How can you show the RGB color coordinates of crayons in an interesting way using JMP? (Image copyright James A. Alloway, Jr. Used with permission.)How can you show the RGB color coordinates of crayons in an interesting way using JMP? (Image copyright James A. Alloway, Jr. Used with permission.)

Every now and again, JMP Systems Engineers run into interesting questions that fall somewhat outside the typical range of JMP usage. These applications are generally clever and bring home how using data isn’t just for business or technical problems. Below is an example from another colleague from New York state that I thought would be fun to share.

Jim was trying to analyze the data on 150 Crayola crayons as part of some volunteer work.
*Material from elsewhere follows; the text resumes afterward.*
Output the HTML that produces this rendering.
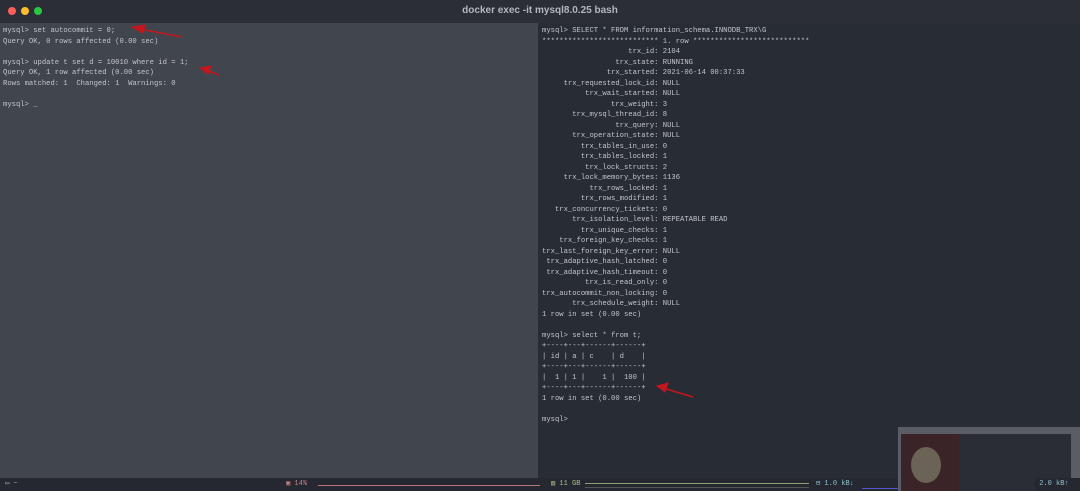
<!DOCTYPE html><html><head><style>
body{margin:0;width:1080px;height:491px;overflow:hidden;background:#282c34;font-family:"Liberation Sans",sans-serif}
.tb{position:absolute;left:0;top:0;width:1080px;height:23px;background:#2b2e36;}
.tb .t{position:absolute;width:100%;text-align:center;top:5px;font-size:10px;font-weight:bold;color:#b4b6bb}
.d{position:absolute;top:7px;width:8px;height:8px;border-radius:50%}
.l{position:absolute;left:0;top:23px;width:538px;height:455px;background:#41454e}
.r{position:absolute;left:540px;top:23px;width:540px;height:455px;background:#282c34}
pre{margin:0;position:absolute;font-family:"Liberation Mono",monospace;font-size:7.2px;line-height:10.5px;color:#c3c6cc}
.sb{position:absolute;left:0;top:478px;width:1080px;height:13px;background:#252830;font-family:"Liberation Mono",monospace;font-size:7px;line-height:13px}
</style></head><body>
<div class="tb"><div class="t">docker exec -it mysql8.0.25 bash</div>
<div class="d" style="left:8px;background:#fe5f57"></div><div class="d" style="left:21px;background:#febc2e"></div><div class="d" style="left:34px;background:#28c840"></div></div>
<div class="l"><pre style="left:3px;top:3px">mysql&gt; set autocommit = 0;
Query OK, 0 rows affected (0.00 sec)

mysql&gt; update t set d = 10010 where id = 1;
Query OK, 1 row affected (0.00 sec)
Rows matched: 1  Changed: 1  Warnings: 0

mysql&gt; _</pre></div>
<div class="r"><pre style="left:2px;top:3px">mysql&gt; SELECT * FROM information_schema.INNODB_TRX\G
*************************** 1. row ***************************
                    trx_id: 2104
                 trx_state: RUNNING
               trx_started: 2021-06-14 00:37:33
     trx_requested_lock_id: NULL
          trx_wait_started: NULL
                trx_weight: 3
       trx_mysql_thread_id: 8
                 trx_query: NULL
       trx_operation_state: NULL
         trx_tables_in_use: 0
         trx_tables_locked: 1
          trx_lock_structs: 2
     trx_lock_memory_bytes: 1136
           trx_rows_locked: 1
         trx_rows_modified: 1
   trx_concurrency_tickets: 0
       trx_isolation_level: REPEATABLE READ
         trx_unique_checks: 1
    trx_foreign_key_checks: 1
trx_last_foreign_key_error: NULL
 trx_adaptive_hash_latched: 0
 trx_adaptive_hash_timeout: 0
          trx_is_read_only: 0
trx_autocommit_non_locking: 0
       trx_schedule_weight: NULL
1 row in set (0.00 sec)

mysql&gt; select * from t;
+----+---+------+------+
| id | a | c    | d    |
+----+---+------+------+
|  1 | 1 |    1 |  100 |
+----+---+------+------+
1 row in set (0.00 sec)

mysql&gt;</pre></div>
<div class="sb"><span style="position:absolute;left:5px;color:#9aa">▭ ~</span>
<span style="position:absolute;left:286px;color:#c7838a">▣ 14%</span>
<div style="position:absolute;left:318px;top:7px;width:222px;height:1px;background:#b5737b"></div>
<span style="position:absolute;left:551px;color:#a8c383">▥ 11 GB</span>
<div style="position:absolute;left:585px;top:5px;width:224px;height:1px;background:#8a9f6e"></div>
<div style="position:absolute;left:585px;top:9px;width:224px;height:1px;background:#555"></div>
<span style="position:absolute;left:816px;color:#8fc3cf">⊟ 1.0 kB↓</span>
<div style="position:absolute;left:862px;top:10px;width:170px;height:1px;background:#5555cc"></div>
<span style="position:absolute;left:1039px;color:#8fc3cf">2.0 kB↑</span></div>
<div style="position:absolute;left:898px;top:427px;width:182px;height:64px;background:#5a5d66"></div>
<div style="position:absolute;left:901px;top:434px;width:170px;height:57px;background:#2a2d35"></div>
<div style="position:absolute;left:901px;top:434px;width:58px;height:57px;background:#3a2428"></div>
<div style="position:absolute;left:911px;top:447px;width:30px;height:36px;border-radius:50%;background:#6b6356"></div>
<div style="position:absolute;left:1035px;top:478px;width:45px;height:13px;background:#252830;font-family:'Liberation Mono',monospace;font-size:7px;line-height:13px;color:#8fc3cf">&nbsp;2.0 kB↑</div>
<svg width="1080" height="491" style="position:absolute;left:0;top:0" fill="#c4161c" stroke="#c4161c">
<line x1="182" y1="37" x2="140" y2="29" stroke-width="1.5"/><polygon points="132,27 145,25 143,33"/>
<line x1="219" y1="75" x2="206" y2="70" stroke-width="1.5"/><polygon points="200,68 211,66 208,74"/>
<line x1="693" y1="397" x2="663" y2="388" stroke-width="1.5"/><polygon points="657,386 668,383 665,392"/>
</svg>
</body></html>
He hoped to show students cool data visualizations that would spark their interest in STEAM (Science, Technology, Engineering, Art & Design and Mathematics).

The Question

 

Hi, Mike [JMP],

I've finally got a question for you. I'm creating a data set for a STEAM presentation. For the Art & Design part, I have data on Crayola crayons (150 rows). I am trying to create a ternary plot using the color coordinates (R,G,B), which I have for each row (color). I can create the plot without difficulty, but I want to have each marker on the plot be the actual color represented in each row. I've been able to do this by hand, but I assume there must be an easier way (without having to write a script).  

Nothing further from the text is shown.